- The Washington Times - Saturday, October 7, 2006

KABUL, Afghanistan (AP) — Two German journalists who had pitched a tent on the side of a road outside a northern Afghan village were killed by gunmen yesterday, the fifth anniversary of the U.S.-led invasion of Afghanistan.

The freelance journalists conducting research for a documentary were the first foreign reporters killed in Afghanistan since late 2001, when eight journalists died.

A NATO soldier, meanwhile, was killed by militants who detonated a roadside bomb and fired on a military patrol in southern Afghanistan. A suicide car bomber targeted a U.S. patrol in eastern Afghanistan but caused no casualties.

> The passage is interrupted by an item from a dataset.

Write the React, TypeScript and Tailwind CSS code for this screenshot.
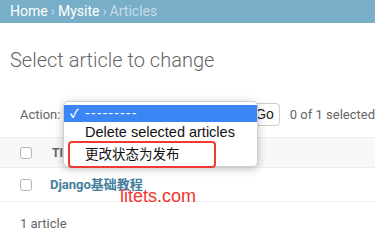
import React from 'react';

const Checkbox = () => (
  <span className="inline-block w-[12px] h-[12px] rounded-[3px] border border-[#b5b5b5] bg-white" />
);

const ActionMenu = () => (
  <div className="absolute left-[63px] top-[101px] w-[195px] h-[66px] rounded-[5px] bg-white border border-[#d0d0d0] shadow-[0_2px_8px_rgba(0,0,0,0.25)] pt-[3px] font-['Liberation_Sans','Noto_Sans_CJK_SC',sans-serif] text-[14.5px] text-[#111]">
    <div className="flex items-center h-[17px] bg-[#3a86f7] text-white">
      <span className="w-[21px] pl-[6px] text-[12px] font-bold">✓</span>
      <span className="tracking-[1px]">---------</span>
    </div>
    <div className="flex items-center h-[21px] pl-[21px]">Delete selected articles</div>
    <div className="relative flex items-center h-[20px] pl-[21px]">
      <span className="font-['Noto_Sans_CJK_SC',sans-serif] text-[13.5px]">更改状态为发布</span>
      <div className="absolute left-[4px] top-[-2px] w-[148px] h-[27px] rounded-[4px] border-2 border-[#ee3a33]" />
    </div>
  </div>
);

export default function App() {
  return (
    <div className="relative w-[375px] h-[241px] overflow-hidden bg-white font-['Roboto',sans-serif] text-[#333]">
      <div className="h-[23px] bg-[#79aec8] pl-[10px] flex items-center text-[14px] text-white">
        <span>Home</span>
        <span className="mx-[3px] text-[#c4dce8]">›</span>
        <span>Mysite</span>
        <span className="mx-[3px] text-[#c4dce8]">›</span>
        <span className="text-[#c4dce8]">Articles</span>
      </div>
      <h1 className="pl-[10px] mt-[25px] text-[20px] font-light text-[#666] leading-[24px]">
        Select article to change
      </h1>
      <div className="flex items-center mt-[31px] pl-[20px] h-[23px] text-[13px] text-[#666]">
        <span>Action:</span>
        <span className="w-[198px]" />
        <button className="h-[23px] px-[5px] rounded-[4px] border border-[#ccc] bg-white text-[#222] font-['Liberation_Sans',sans-serif] text-[14px]">
          Go
        </button>
        <span className="ml-[10px] whitespace-nowrap">0 of 1 selected</span>
      </div>
      <div className="mt-[11px] h-[31px] bg-[#f8f8f8] border-t border-b border-[#eee] flex items-center pl-[20px]">
        <Checkbox />
        <span className="ml-[20px] text-[12px] font-bold text-[#666]">TITLE</span>
      </div>
      <div className="h-[34px] border-b border-[#eee] flex items-center pl-[20px]">
        <Checkbox />
        <span className="ml-[18px] text-[13px] font-bold text-[#447e9b] font-['Roboto','Noto_Sans_CJK_SC',sans-serif]">
          Django基础教程
        </span>
      </div>
      <div className="pl-[20px] pt-[12px] text-[13px] text-[#666]">1 article</div>
      <ActionMenu />
      <div className="absolute left-[120px] top-[186px] text-[18px] text-[#f4332c] font-['Liberation_Sans',sans-serif] leading-[20px]">
        litets.com
      </div>
    </div>
  );
}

The journalists were killed on the fifth anniversary of the Oct. 7, 2001, invasion by U.S.-led troops to oust the Taliban for hosting Osama bin Laden. Western forces and Afghanistan’s Northern Alliance quickly routed the Islamist regime.

But the militant fighters who once appeared soundly defeated have returned with a vengeance, taking control of large swaths of countryside in the past year. Taliban fighters have stepped up the use of roadside and suicide bombs, and more than 3,000 people have been killed this year, mostly militants battling Western forces.

About 40,000 U.S. and NATO troops are now in Afghanistan, 2 times the number of three years ago.

The slain journalists — identified as Karen Fischer, 30, and Christian Struwe, 38 — worked as freelancers for Deutsche Welle, Germany’s state-owned broadcast outlet.

The two were traveling through the northern province of Baghlan, about 100 miles northwest of Kabul, and had stopped outside a small village, where they set up a tent to spend the night, said Mohammad Azim Hashami, the provincial police chief.

They were killed by AK-47 gunfire about 1:30 a.m., he said.

Chief Hashami said nothing was stolen from the journalists, including their vehicle. Police had no suspects.